So far, I have found PHONO33 for DOS, which is a quite old yet impressive program. Though overly strict and simplistic, applying rules in a strict order, which results in weird outcomes ×D
It includes models for Pig Latin and Spanish, and I'm not quite sure what traction this software did gain actually and what other models exist for it. The model format looks definitely ad-hoc and not compatible with anything else.
Another tool like that is sca², which is a rather simple playground and requires manual fiddling with uncoordinated lexicons and rule sets.
And finally, the DiaDM project, which I found here on Linguistics SE. It's probably the closest to what I'm looking for: a large database with flexible tooling oriented to collaboration by many contributors and attempting to collect data on many language families. Unfortunately, the project seem to be stalled despite existing for more than a decade, the datasets are far from being comprehensive, and the UI is quite rough and uses deprecated Flash in some places. Also, it seems like the editor access is restricted there and all the data are collected in a closed database with no export tools, which means they're endangered and may go off if something happens to the website.
Do I miss any other decent projects?
As mentioned, I have a vision of an ideal system for that purpose, which would be characterized by:
- Open source and open data formats, so the data can be reused in other projects or imported from other projects. Do any de-facto standard formats for this area exist actually? I'm not even sure if there exists an agreed-upon format for expressing phonological rules in a machine-readable way.
- High flexibility, which involves describing uncertain rule order, uncertain conditions of how rules are applied, uncertain word origins and borrowings, etc. Whenever possible, multiple paths and variants should be provided. The system should be able to acknowledge the actually attested word changes, check if they fit into the formal rules, expose the flaws with current theories and assist with coming up with more correct ones.
- Metadata on everything: authors, presumed date ranges, source works, assumed certainty, hypothetic relations, etc., etc.

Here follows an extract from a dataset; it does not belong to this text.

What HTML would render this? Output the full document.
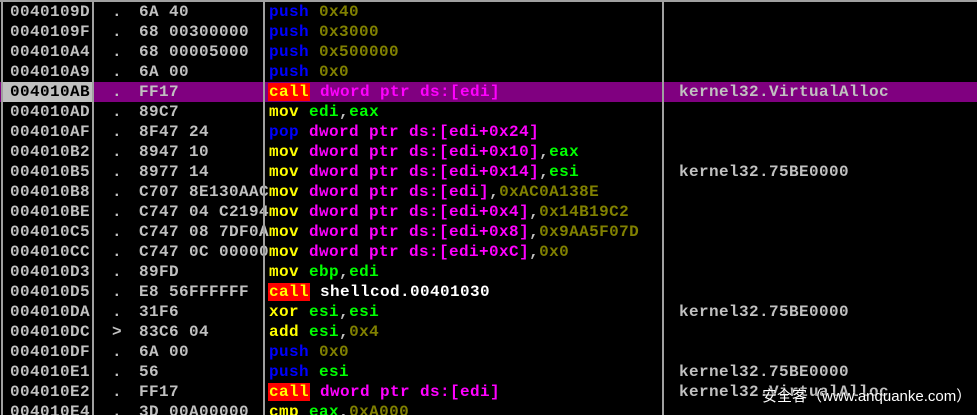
<!DOCTYPE html>
<html><head><meta charset="utf-8"><style>
html,body{margin:0;width:977px;height:415px;overflow:hidden}
body{background:#000;position:relative;font-family:"Liberation Mono",monospace;font-weight:bold;font-size:16px;letter-spacing:0.4px;color:#c0c0c0}
.r{position:absolute;left:0;width:977px;height:20px;line-height:20px;white-space:pre}
.r span{position:absolute;top:0}
.a{left:10px}.d{left:112px}.b{left:139px}.i{left:269px}.c{left:679px}
.hl{background:#800080}
.hl .ab{position:absolute;left:3px;top:0;width:90px;height:20px;background:#c0c0c0}
.Y{color:#ffff00}.M{color:#ff00ff}.G{color:#00ff00}.O{color:#808000}.B{color:#0000ff}.W{color:#fff}
.i span{position:static}
.cl{background:#ff0000;color:#ffff00;padding:0 1px;margin-left:-1px}
.v{position:absolute;top:0;width:2px;height:415px;background:#a0a0a0}
.wm{position:absolute;left:762px;top:385px;font-family:"Liberation Sans","Noto Sans CJK SC",sans-serif;font-weight:normal;font-size:15px;letter-spacing:0;color:#fff;text-shadow:0 0 2px #000}
</style></head><body>
<div style="position:absolute;left:0;top:0;width:977px;height:2px;background:#a0a0a0"></div>
<div class="r" style="top:2px"><span class="a">0040109D</span><span class="d">.</span><span class="b">6A 40</span><span class="i"><span class="B">push</span> <span class="O">0x40</span></span></div>
<div class="r" style="top:22px"><span class="a">0040109F</span><span class="d">.</span><span class="b">68 00300000</span><span class="i"><span class="B">push</span> <span class="O">0x3000</span></span></div>
<div class="r" style="top:42px"><span class="a">004010A4</span><span class="d">.</span><span class="b">68 00005000</span><span class="i"><span class="B">push</span> <span class="O">0x500000</span></span></div>
<div class="r" style="top:62px"><span class="a">004010A9</span><span class="d">.</span><span class="b">6A 00</span><span class="i"><span class="B">push</span> <span class="O">0x0</span></span></div>
<div class="r hl" style="top:82px"><div class="ab"></div><span class="a" style="color:#000">004010AB</span><span class="d">.</span><span class="b">FF17</span><span class="i"><span class="cl">call</span> <span class="M">dword ptr ds:[edi]</span></span><span class="c">kernel32.VirtualAlloc</span></div>
<div class="r" style="top:102px"><span class="a">004010AD</span><span class="d">.</span><span class="b">89C7</span><span class="i"><span class="Y">mov</span> <span class="G">edi</span>,<span class="G">eax</span></span></div>
<div class="r" style="top:122px"><span class="a">004010AF</span><span class="d">.</span><span class="b">8F47 24</span><span class="i"><span class="B">pop</span> <span class="M">dword ptr ds:[edi+0x24]</span></span></div>
<div class="r" style="top:142px"><span class="a">004010B2</span><span class="d">.</span><span class="b">8947 10</span><span class="i"><span class="Y">mov</span> <span class="M">dword ptr ds:[edi+0x10]</span>,<span class="G">eax</span></span></div>
<div class="r" style="top:162px"><span class="a">004010B5</span><span class="d">.</span><span class="b">8977 14</span><span class="i"><span class="Y">mov</span> <span class="M">dword ptr ds:[edi+0x14]</span>,<span class="G">esi</span></span><span class="c">kernel32.75BE0000</span></div>
<div class="r" style="top:182px"><span class="a">004010B8</span><span class="d">.</span><span class="b">C707 8E130AAC</span><span class="i" style="background:#000"><span class="Y">mov</span> <span class="M">dword ptr ds:[edi]</span>,<span class="O">0xAC0A138E</span></span></div>
<div class="r" style="top:202px"><span class="a">004010BE</span><span class="d">.</span><span class="b">C747 04 C2194B</span><span class="i" style="background:#000"><span class="Y">mov</span> <span class="M">dword ptr ds:[edi+0x4]</span>,<span class="O">0x14B19C2</span></span></div>
<div class="r" style="top:222px"><span class="a">004010C5</span><span class="d">.</span><span class="b">C747 08 7DF0A5</span><span class="i" style="background:#000"><span class="Y">mov</span> <span class="M">dword ptr ds:[edi+0x8]</span>,<span class="O">0x9AA5F07D</span></span></div>
<div class="r" style="top:242px"><span class="a">004010CC</span><span class="d">.</span><span class="b">C747 0C 000000</span><span class="i" style="background:#000"><span class="Y">mov</span> <span class="M">dword ptr ds:[edi+0xC]</span>,<span class="O">0x0</span></span></div>
<div class="r" style="top:262px"><span class="a">004010D3</span><span class="d">.</span><span class="b">89FD</span><span class="i"><span class="Y">mov</span> <span class="G">ebp</span>,<span class="G">edi</span></span></div>
<div class="r" style="top:282px"><span class="a">004010D5</span><span class="d">.</span><span class="b">E8 56FFFFFF</span><span class="i"><span class="cl">call</span> <span class="W">shellcod.00401030</span></span></div>
<div class="r" style="top:302px"><span class="a">004010DA</span><span class="d">.</span><span class="b">31F6</span><span class="i"><span class="Y">xor</span> <span class="G">esi</span>,<span class="G">esi</span></span><span class="c">kernel32.75BE0000</span></div>
<div class="r" style="top:322px"><span class="a">004010DC</span><span class="d">&gt;</span><span class="b">83C6 04</span><span class="i"><span class="Y">add</span> <span class="G">esi</span>,<span class="O">0x4</span></span></div>
<div class="r" style="top:342px"><span class="a">004010DF</span><span class="d">.</span><span class="b">6A 00</span><span class="i"><span class="B">push</span> <span class="O">0x0</span></span></div>
<div class="r" style="top:362px"><span class="a">004010E1</span><span class="d">.</span><span class="b">56</span><span class="i"><span class="B">push</span> <span class="G">esi</span></span><span class="c">kernel32.75BE0000</span></div>
<div class="r" style="top:382px"><span class="a">004010E2</span><span class="d">.</span><span class="b">FF17</span><span class="i"><span class="cl">call</span> <span class="M">dword ptr ds:[edi]</span></span><span class="c">kernel32.VirtualAlloc</span></div>
<div class="r" style="top:402px"><span class="a">004010E4</span><span class="d">.</span><span class="b">3D 00A00000</span><span class="i"><span class="Y">cmp</span> <span class="G">eax</span>,<span class="O">0xA000</span></span></div>
<div class="v" style="left:1px"></div>
<div class="v" style="left:92px"></div>
<div class="v" style="left:263px"></div>
<div class="v" style="left:662px"></div>
<div class="wm">安全客（www.anquanke.com）</div>
</body></html>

- Being suitable both for expressing and systematizing already existing knowledge on historical linguistics and for new researches. Most of simpler tools I've seen are rather focused on the latter, and existing knowledge on sound shifts exists mostly in a written form pleasant to humanitarians, made in times before prominent scientists like Zaliznyak and Chomsky turned linguistics into an exact science. I'd like to generate visual charts from existing data in a glimpse to impress mere mortals with how deeply related our seemingly different languages are.
I believe such a system would make a revolution in computational historical linguistics akin to how tools like Wolfram Mathematica/Alpha and MATLAB revolutionized the computational science. How close the existing tooling is to that?